◆ **DATASET EXTRACT**

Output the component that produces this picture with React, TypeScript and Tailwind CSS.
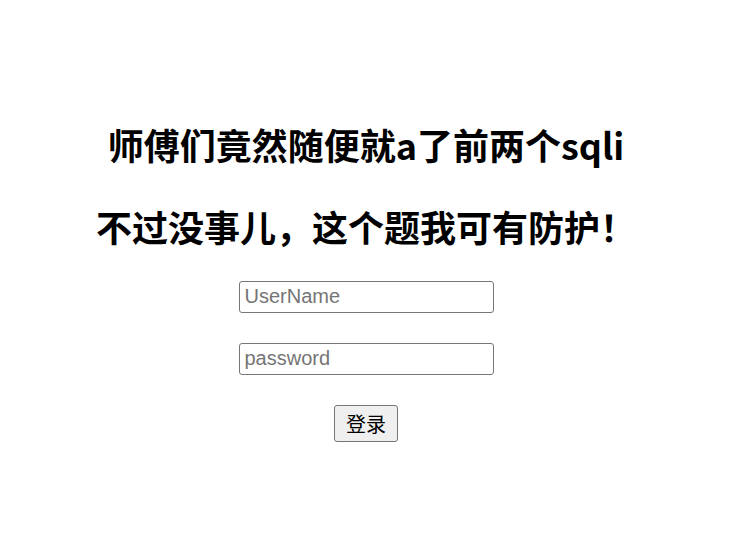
export default function App() {
  return (
    <div className="min-h-[542px] w-[732px] bg-white pt-[118px] text-black">
      <div className="flex flex-col items-center">
        <h1 className="text-[36px] leading-[52px] font-bold [font-family:'Noto_Sans_CJK_SC',sans-serif]">
          师傅们竟然随便就a了前两个sqli
        </h1>
        <h1 className="mt-[30px] text-[36px] leading-[52px] font-bold [font-family:'Noto_Sans_CJK_SC',sans-serif]">
          不过没事儿，这个题我可有防护！
        </h1>
        <form className="mt-[29px] flex flex-col items-center">
          <input
            type="text"
            placeholder="UserName"
            className="h-[32px] w-[255px] rounded-[3px] border border-[#767676] pl-[5px] pr-[4px] pb-[1px] text-[20px] text-black placeholder:text-[#757575] [font-family:'Liberation_Sans',Arial,sans-serif]"
          />
          <input
            type="password"
            placeholder="password"
            className="mt-[30px] h-[32px] w-[255px] rounded-[3px] border border-[#767676] pl-[5px] pr-[4px] pb-[1px] text-[20px] text-black placeholder:text-[#757575] [font-family:'Liberation_Sans',Arial,sans-serif]"
          />
          <button
            type="button"
            className="mt-[30px] h-[37px] w-[64px] rounded-[3px] border border-[#767676] bg-[#efefef] text-[20px] leading-none [font-family:'Noto_Sans_CJK_SC',sans-serif]"
          >
            登录
          </button>
        </form>
      </div>
    </div>
  )
}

◆ **THE TASK**
Print the complete listing exactly, apart from any pictures.

◆ **EXERCISE ANSWER**
Output the component that produces this picture with React, TypeScript and Tailwind CSS.
export default function App() {
  return (
    <div className="min-h-[542px] w-[732px] bg-white pt-[118px] text-black">
      <div className="flex flex-col items-center">
        <h1 className="text-[36px] leading-[52px] font-bold [font-family:'Noto_Sans_CJK_SC',sans-serif]">
          师傅们竟然随便就a了前两个sqli
        </h1>
        <h1 className="mt-[30px] text-[36px] leading-[52px] font-bold [font-family:'Noto_Sans_CJK_SC',sans-serif]">
          不过没事儿，这个题我可有防护！
        </h1>
        <form className="mt-[29px] flex flex-col items-center">
          <input
            type="text"
            placeholder="UserName"
            className="h-[32px] w-[255px] rounded-[3px] border border-[#767676] pl-[5px] pr-[4px] pb-[1px] text-[20px] text-black placeholder:text-[#757575] [font-family:'Liberation_Sans',Arial,sans-serif]"
          />
          <input
            type="password"
            placeholder="password"
            className="mt-[30px] h-[32px] w-[255px] rounded-[3px] border border-[#767676] pl-[5px] pr-[4px] pb-[1px] text-[20px] text-black placeholder:text-[#757575] [font-family:'Liberation_Sans',Arial,sans-serif]"
          />
          <button
            type="button"
            className="mt-[30px] h-[37px] w-[64px] rounded-[3px] border border-[#767676] bg-[#efefef] text-[20px] leading-none [font-family:'Noto_Sans_CJK_SC',sans-serif]"
          >
            登录
          </button>
        </form>
      </div>
    </div>
  )
}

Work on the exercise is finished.